When he is recovered Prince Valiant begins to inflict a terrible and studied revenge upon his tormentors…

To Be Continued…

Rendered in an incomprehensibly lovely panorama of glowing art Prince Valiant is a non-stop rollercoaster of stirring action, exotic adventure and grand romance; blending realistic fantasy with sardonic wit and broad humour with unbelievably dark violence (the closing text feature ‘Too Violent for American Dog Lovers’, reveals a number of censored panels and changes editors around the world inflicted upon the saga during this period).

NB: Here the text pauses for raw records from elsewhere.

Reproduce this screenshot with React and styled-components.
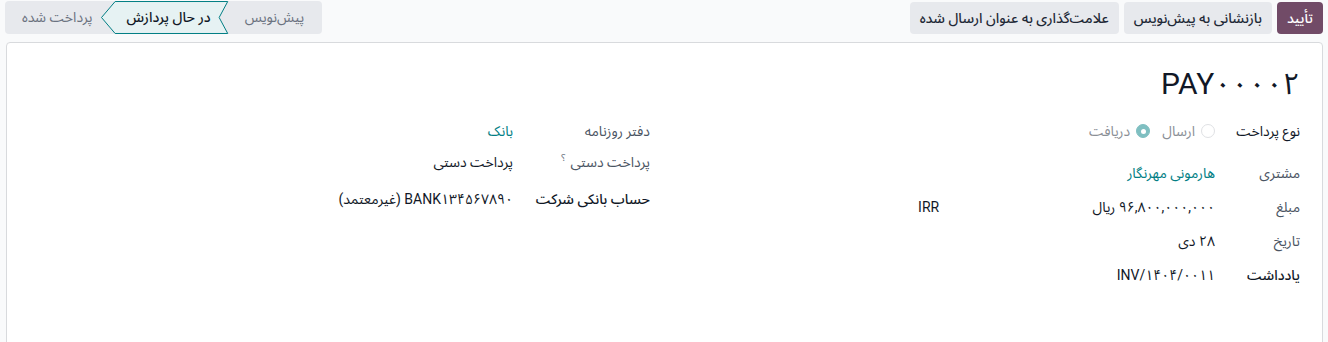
import React from "react";
import styled, { createGlobalStyle } from "styled-components";

const Global = createGlobalStyle`
  html, body { margin: 0; padding: 0; }
  body {
    background: #f9fafb;
    font-family: "Roboto", "Noto Sans", "Noto Sans Arabic", "DejaVu Sans", sans-serif;
    font-size: 14px;
    color: #111827;
  }
`;

const Page = styled.div`
  direction: rtl;
  width: 1328px;
  height: 342px;
  overflow: hidden;
`;

const ControlBar = styled.div`
  display: flex;
  justify-content: space-between;
  align-items: flex-start;
  padding: 1px 5px 0 5px;
  height: 33px;
`;

const Actions = styled.div`
  display: flex;
  gap: 5px;
  padding-top: 1px;
`;

const Button = styled.button`
  font-family: inherit;
  font-size: 14px;
  font-weight: 500;
  height: 32px;
  padding: 0 10px;
  border: none;
  border-radius: 4px;
  background: ${(p) => (p.$primary ? "#714b67" : "#e7e9ed")};
  color: ${(p) => (p.$primary ? "#ffffff" : "#1f2937")};
  cursor: pointer;
  white-space: nowrap;
`;

const StatusBar = styled.div`
  display: flex;
  align-items: stretch;
  height: 33px;
  background: #e7e9ed;
  border-radius: 4px;
`;

const Step = styled.div`
  position: relative;
  display: flex;
  align-items: center;
  white-space: nowrap;
  font-size: 14px;
  padding: ${(p) => p.$pad};
  color: ${(p) => (p.$active ? "#111827" : "#6b7280")};
  font-weight: ${(p) => (p.$active ? 500 : 400)};
`;

const StepLabel = styled.span`
  position: relative;
  z-index: 1;
`;

const StepShape = styled.svg`
  position: absolute;
  inset: 0;
  width: 100%;
  height: 100%;
  overflow: visible;
`;

const Card = styled.div`
  margin: 8px 5px 0 6px;
  background: #ffffff;
  border: 1px solid #d8dadd;
  border-radius: 4px;
  min-height: 320px;
  padding: 20px 22px 0 23px;
`;

const Title = styled.h1`
  margin: 0;
  font-size: 30px;
  font-weight: 400;
  line-height: 42px;
  color: #111827;
`;

const Groups = styled.div`
  display: grid;
  grid-template-columns: 1fr 1fr;
  column-gap: 30px;
  margin-top: 16px;
`;

const Group = styled.div`
  display: flex;
  flex-direction: column;
`;

const Row = styled.div`
  display: grid;
  grid-template-columns: ${(p) => p.$labelWidth}px 1fr;
  align-items: start;
  height: ${(p) => p.$h || 34}px;
`;

const Label = styled.div`
  line-height: 20px;
  font-weight: ${(p) => (p.$strong ? 500 : 400)};
  color: ${(p) => (p.$dark || p.$strong ? "#111827" : "#4b5563")};
  white-space: nowrap;
`;

const Help = styled.sup`
  color: #6b7280;
  font-size: 10px;
  line-height: 0;
  margin-right: 5px;
`;

const Value = styled.div`
  line-height: 20px;
  color: ${(p) => (p.$link ? "#017e84" : "#111827")};
  display: flex;
  align-items: center;
  white-space: nowrap;
`;

const Amount = styled.div`
  width: 51%;
`;

const Currency = styled.div`
  margin-right: 3px;
`;

const RadioGroup = styled.div`
  display: flex;
  align-items: center;
  gap: 12px;
  color: #8b8f96;
`;

const RadioItem = styled.label`
  display: flex;
  align-items: center;
  gap: 6px;
`;

const RadioDot = styled.span`
  width: 14px;
  height: 14px;
  border-radius: 50%;
  box-sizing: border-box;
  background: ${(p) => (p.$on ? "#7fbfc1" : "#ffffff")};
  border: 1px solid ${(p) => (p.$on ? "#7fbfc1" : "#dfe1e4")};
  display: flex;
  align-items: center;
  justify-content: center;
  &::after {
    content: "";
    width: 5px;
    height: 5px;
    border-radius: 50%;
    background: ${(p) => (p.$on ? "#ffffff" : "transparent")};
  }
`;

function ActiveShape() {
  return (
    <StepShape viewBox="0 0 126 32" preserveAspectRatio="none">
      <polygon
        points="14,0.5 125.5,0.5 117,16 125.5,31.5 14,31.5 0.5,16"
        fill="#e6f2f3"
        stroke="#017e84"
        strokeWidth="1"
        vectorEffect="non-scaling-stroke"
      />
    </StepShape>
  );
}

export default function App() {
  return (
    <Page>
      <Global />
      <ControlBar>
        <Actions>
          <Button $primary>تأیید</Button>
          <Button>بازنشانی به پیش‌نویس</Button>
          <Button>علامت‌گذاری به عنوان ارسال شده</Button>
        </Actions>
        <StatusBar>
          <Step $pad="0 18px 0 16px">
            <StepLabel>پیش‌نویس</StepLabel>
          </Step>
          <Step $active $pad="0 18px 0 25px">
            <ActiveShape />
            <StepLabel>در حال پردازش</StepLabel>
          </Step>
          <Step $pad="0 9px 0 17px">
            <StepLabel>پرداخت شده</StepLabel>
          </Step>
        </StatusBar>
      </ControlBar>
      <Card>
        <Title>PAY۰۰۰۰۲</Title>
        <Groups>
          <Group>
            <Row $labelWidth={85} $h={42}>
              <Label $dark>نوع پرداخت</Label>
              <Value>
                <RadioGroup>
                  <RadioItem>
                    <RadioDot />
                    ارسال
                  </RadioItem>
                  <RadioItem>
                    <RadioDot $on />
                    دریافت
                  </RadioItem>
                </RadioGroup>
              </Value>
            </Row>
            <Row $labelWidth={85}>
              <Label>مشتری</Label>
              <Value $link>هارمونی مهرنگار</Value>
            </Row>
            <Row $labelWidth={85}>
              <Label>مبلغ</Label>
              <Value>
                <Amount>۹۶,۸۰۰,۰۰۰,۰۰۰ ریال</Amount>
                <Currency>IRR</Currency>
              </Value>
            </Row>
            <Row $labelWidth={85}>
              <Label>تاریخ</Label>
              <Value>۲۸ دی</Value>
            </Row>
            <Row $labelWidth={85}>
              <Label $strong>یادداشت</Label>
              <Value>INV/۱۴۰۴/۰۰۱۱</Value>
            </Row>
          </Group>
          <Group>
            <Row $labelWidth={137} $h={31}>
              <Label>دفتر روزنامه</Label>
              <Value $link>بانک</Value>
            </Row>
            <Row $labelWidth={137} $h={37}>
              <Label>
                پرداخت دستی<Help>؟</Help>
              </Label>
              <Value>پرداخت دستی</Value>
            </Row>
            <Row $labelWidth={137}>
              <Label $strong>حساب بانکی شرکت</Label>
              <Value>BANK۱۳۴۵۶۷۸۹۰ (غیرمعتمد)</Value>
            </Row>
          </Group>
        </Groups>
      </Card>
    </Page>
  );
}
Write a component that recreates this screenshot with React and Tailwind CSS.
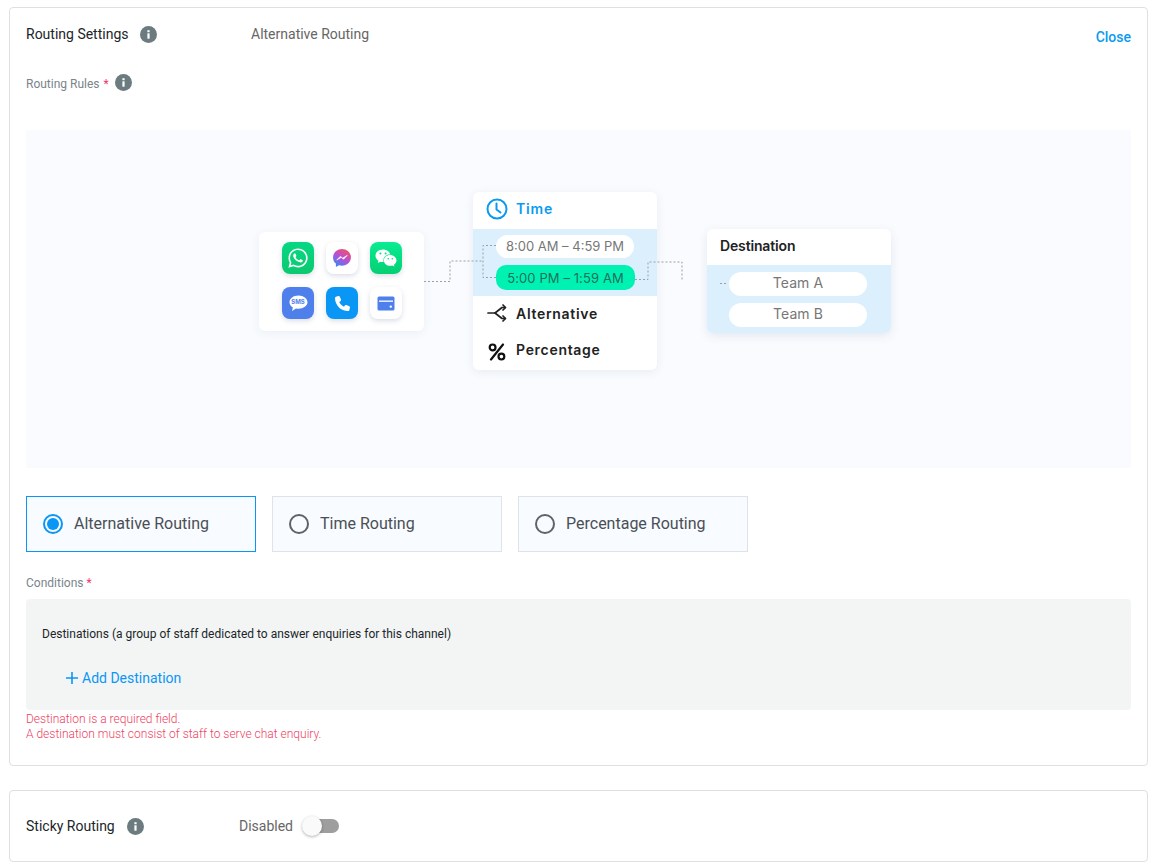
import React from 'react'
import { FaWhatsapp, FaWeixin } from 'react-icons/fa'
import { FaPhone } from 'react-icons/fa6'

// Icons

const InfoIcon = ({ className = '' }) => (
  <svg width="17" height="17" viewBox="0 0 17 17" className={"shrink-0 " + className}>
    <circle cx="8.5" cy="8.5" r="8.5" fill="#6b7b80" />
    <rect x="7.4" y="7.3" width="2.2" height="5.4" fill="#fff" />
    <rect x="7.4" y="4.2" width="2.2" height="2" fill="#fff" />
  </svg>
)

const MessengerIcon = () => (
  <svg width="20" height="20" viewBox="0 0 19 19">
    <defs>
      <linearGradient id="msg" x1="0.8" y1="0" x2="0.2" y2="1">
        <stop offset="0" stopColor="#f2545b" />
        <stop offset="0.5" stopColor="#b84fd8" />
        <stop offset="1" stopColor="#2f8cf5" />
      </linearGradient>
    </defs>
    <path d="M9.5 1C4.7 1 1 4.5 1 9c0 2.4 1 4.4 2.7 5.8V18l2.9-1.6c.9.3 1.9.4 2.9.4 4.8 0 8.5-3.5 8.5-7.9S14.3 1 9.5 1z" fill="url(#msg)" />
    <path d="M4.5 11.3 8 8l2 1.7L14.5 7 11 10.6 9 8.9z" fill="#fff" stroke="#fff" strokeWidth="0.6" strokeLinejoin="round" />
  </svg>
)

const SmsIcon = () => (
  <div className="relative w-[19px] h-[17px]">
    <svg width="19" height="17" viewBox="0 0 19 17" className="absolute inset-0">
      <path d="M9.5 0.5C4.5 0.5 0.5 3.4 0.5 7.2c0 2.2 1.4 4.1 3.4 5.3L3 16l4-2.6c.8.2 1.6.3 2.5.3 5 0 9-3 9-6.5S14.5.5 9.5.5z" fill="#fff" />
    </svg>
    <span className="absolute left-0 right-0 top-[3px] text-center text-[6px] leading-[8px] font-bold text-[#4f7fea] font-['Inter',sans-serif]">SMS</span>
  </div>
)

const CardIcon = () => (
  <svg width="18" height="15" viewBox="0 0 18 15">
    <rect x="0.5" y="0.5" width="17" height="14" rx="1.5" fill="#4f7fea" />
    <rect x="2" y="4.4" width="14" height="1.6" fill="#dfe8fc" />
    <circle cx="13.8" cy="10.6" r="1.2" fill="#fff" />
  </svg>
)

const ClockIcon = () => (
  <svg width="22" height="22" viewBox="0 0 22 22" fill="none" stroke="#0a9bf0" strokeWidth="2" strokeLinecap="round" strokeLinejoin="round">
    <circle cx="11" cy="11" r="9.5" />
    <path d="M10.5 5.5v6l4 3" />
  </svg>
)

const SplitIcon = () => (
  <svg width="20" height="18" viewBox="0 0 20 18" fill="none" stroke="#222" strokeWidth="1.7" strokeLinecap="round" strokeLinejoin="round">
    <path d="M1 9h7l7-5.5h3" />
    <path d="M8 9l7 5.5h3" />
    <path d="M16 1l2.5 2.5L16 6" />
    <path d="M16 12l2.5 2.5L16 17" />
  </svg>
)

const PercentIcon = () => (
  <svg width="18" height="18" viewBox="0 0 18 18" fill="none" stroke="#111" strokeWidth="2.2" className="mt-[4px]">
    <path d="M15 1.5 3 16.5" strokeLinecap="round" />
    <circle cx="4.6" cy="4.4" r="2.9" />
    <circle cx="13.4" cy="13.6" r="2.9" />
  </svg>
)

const appTile = "w-8 h-8 rounded-[8px] flex items-center justify-center shadow-[0_2px_5px_rgba(70,90,130,0.2)]"

const Diagram = () => (
  <div className="relative h-[338px] bg-[#f9fbfe] flex items-start pl-[233px] font-['Inter',sans-serif]">
    {/* sources */}
    <div className="mt-[102px] w-[165px] h-[99px] bg-white rounded-[6px] shadow-[0_2px_8px_rgba(80,100,140,0.08)] grid grid-cols-[32px_32px_32px] content-start gap-x-[12px] gap-y-[13px] pl-[23px] pt-[10px]">
      <div className={appTile + " bg-linear-to-b from-[#06d883] to-[#0cc96f]"}><FaWhatsapp className="text-white text-[22px]" /></div>
      <div className={appTile + " bg-white"}><MessengerIcon /></div>
      <div className={appTile + " bg-linear-to-b from-[#08ec92] to-[#06cf72]"}><FaWeixin className="text-white text-[22px]" /></div>
      <div className={appTile + " bg-[#4f7fea]"}><SmsIcon /></div>
      <div className={appTile + " bg-[#0a96f5]"}><FaPhone className="text-white text-[15px]" /></div>
      <div className={appTile + " bg-white"}><CardIcon /></div>
    </div>

    {/* conditions */}
    <div className="relative ml-[49px] mt-[62px] w-[184px] h-[178px] bg-white rounded-[6px] shadow-[0_2px_8px_rgba(80,100,140,0.1)] overflow-hidden">
      <div className="h-[37px] pb-[4px] flex items-center gap-[8px] pl-[13px] text-[14px] font-semibold tracking-[0.8px] text-[#0a9bf0]">
        <ClockIcon />
        Time
      </div>
      <div className="h-[67px] bg-[#dbeffd] pl-[23px] pt-[6px] text-[13px] flex flex-col gap-[7px]">
        <div className="w-[138px] h-[23px] rounded-full bg-white text-[#777] flex items-center justify-center">8:00 AM – 4:59 PM</div>
        <div className="w-[139px] h-[25px] pt-[2px] rounded-[10px] bg-[#00f2b3] text-[#1f6f5c] tracking-[0.1px] flex items-center justify-center">5:00 PM – 1:59 AM</div>
      </div>
      <div className="h-[37px] pb-[3px] flex items-center gap-[9px] pl-[14px] text-[14px] font-semibold tracking-[0.7px] text-[#222]">
        <SplitIcon />
        Alternative
      </div>
      <div className="h-[37px] pb-[4px] flex items-center gap-[10px] pl-[15px] text-[14px] font-semibold tracking-[0.7px] text-[#222]">
        <PercentIcon />
        Percentage
      </div>
    </div>

    {/* destination */}
    <div className="ml-[50px] mt-[99px] w-[184px] h-[104px] bg-white rounded-[6px] shadow-[0_3px_10px_rgba(80,100,140,0.12)] overflow-hidden">
      <div className="h-[36px] pb-[4px] flex items-center pl-[13px] text-[14px] font-semibold tracking-[-0.15px] text-[#222]">Destination</div>
      <div className="h-[68px] bg-[#dbeffd] pl-[22px] pt-[7px] flex flex-col gap-[7px] text-[14px] tracking-[0.1px] text-[#777]">
        <div className="w-[138px] h-[24px] pb-[4px] rounded-full bg-white flex items-center justify-center">Team A</div>
        <div className="w-[138px] h-[24px] pb-[4px] rounded-full bg-white flex items-center justify-center">Team B</div>
      </div>
    </div>

    {/* dashed connectors */}
    <svg width="1105" height="338" className="absolute inset-0 pointer-events-none" fill="none" stroke="#9aa0a6" strokeWidth="1" strokeDasharray="2 2">
      <path d="M398 151.5h26v-20.5h33" />
      <path d="M470 115.5h-13v32h13" />
      <path d="M609 149.5h13v-17.5h34v19" />
      <path d="M694 153.5h8" />
    </svg>
  </div>
)

const RadioCard = ({ label, active }) => (
  <div className={"w-[230px] h-[56px] flex items-center gap-[11px] pl-[16px] bg-[#f8fbff] border " + (active ? "border-[#0a96f5]" : "border-[#dfe3e8]")}>
    {active ? (
      <span className="w-[20px] h-[20px] rounded-full border-2 border-[#0a96f5] flex items-center justify-center">
        <span className="w-[12px] h-[12px] rounded-full bg-[#0a96f5]"></span>
      </span>
    ) : (
      <span className="w-[20px] h-[20px] rounded-full border-2 border-[#5f6368]"></span>
    )}
    <span className="text-[16px] text-[#4a4f55]">{label}</span>
  </div>
)

const App = () => {
  return (
    <div className="bg-white h-[868px] overflow-hidden pt-[7px] pl-[9px] pr-[7px] font-['Roboto',sans-serif]">

      <div className="h-[759px] border border-[#e0e0e0] rounded-[4px] px-[16px]">
        <div className="flex items-start h-[54px] pt-[17px]">
          <div className="w-[225px] flex items-center gap-[11px] h-[18px]">
            <h2 className="text-[14px] text-[#212529]">Routing Settings</h2>
            <InfoIcon />
          </div>
          <span className="text-[14px] leading-[18px] text-[#666]">Alternative Routing</span>
          <button className="ml-auto mt-[3px] text-[14px] leading-[18px] font-medium text-[#0a9bf0]">Close</button>
        </div>

        <div className="flex items-center h-[18px] mt-[13px] text-[12px] text-[#7a858a]">
          Routing Rules
          <span className="ml-[4px] mr-[6px] text-[#f0386b]">*</span>
          <InfoIcon className="-mt-[3px]" />
        </div>

        <div className="mt-[37px]">
          <Diagram />
        </div>

        <div className="flex gap-[16px] mt-[28px]">
          <RadioCard label="Alternative Routing" active />
          <RadioCard label="Time Routing" />
          <RadioCard label="Percentage Routing" />
        </div>

        <div className="mt-[23px] h-[16px] text-[12px] leading-[16px] text-[#7a858a]">
          Conditions <span className="text-[#f0386b]">*</span>
        </div>

        <div className="mt-[8px] h-[111px] bg-[#f3f5f5] rounded-[4px] pl-[16px] pt-[27px]">
          <p className="text-[12px] leading-[16px] text-[#212529]">Destinations (a group of staff dedicated to answer enquiries for this channel)</p>
          <button className="flex items-center gap-[4px] ml-[24px] mt-[27px] text-[14px] leading-[18px] text-[#0a96f5]">
            <svg width="12" height="12" viewBox="0 0 12 12" stroke="#0a96f5" strokeWidth="1.6"><path d="M6 0v12M0 6h12" /></svg>
            Add Destination
          </button>
        </div>

        <div className="mt-[2px] text-[12px] leading-[15px] font-light text-[#ee3f5f]">
          <p>Destination is a required field.</p>
          <p>A destination must consist of staff to serve chat enquiry.</p>
        </div>
      </div>

      <div className="mt-[24px] h-[72px] border border-[#e0e0e0] rounded-[4px] px-[16px] flex items-center">
        <div className="w-[213px] flex items-center gap-[12px]">
          <h2 className="text-[14px] text-[#212529]">Sticky Routing</h2>
          <InfoIcon />
        </div>
        <span className="text-[14px] text-[#666]">Disabled</span>
        <div className="relative ml-[17px] w-[29px] h-[14px] rounded-full bg-[#9e9e9e]">
          <span className="absolute left-[-8px] top-[-3px] w-[20px] h-[20px] rounded-full bg-[#fafafa] shadow-[0_1px_3px_rgba(0,0,0,0.3)]"></span>
        </div>
      </div>

    </div>
  )
}

export default App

Beautiful, captivating and utterly awe-inspiring the strip is a World Classic of storytelling and something no fan can afford to miss. If you have never experienced the intoxicating majesty and grandeur of Foster’s magnum opus these these magnificent, lavishly substantial deluxe editions are the best way possible to start and will be your gateway to an eye-opening world of wonder and imagination…

Prince Valiant © 2011 King Features Syndicate. All other content and properties © 2011 their respective creators or holders. All rights reserved.

2 Replies to “Hal Foster’s Prince Valiant volume 3: 1941-1942”

  1. I am sorely tempted by these, but this would be the third time of buying. How does the colour compare to the original Fantagraphics versions from the 80s? And how is the linework compared to my favourite version — the black and white hardcover reprinting the first couple of years?

  2. To be honest, I think it’s probably the best version possible.

    The linework is really crisp and the colours, as they’re taken from proofs, are not only rich and vibrant but – within modern printing tech parameters – exactly what Foster intended.

    A few years back, a French series of hardbacks reprinted the work and paid a painter to re-colour them. Although they were beautiful in their own right, and up until now my personal favourites, they weren’t Foster.

    I think you’ll love these versions and if you do buy them again, you could always donate your old books to a library and get the next generation hooked on some decent comic work.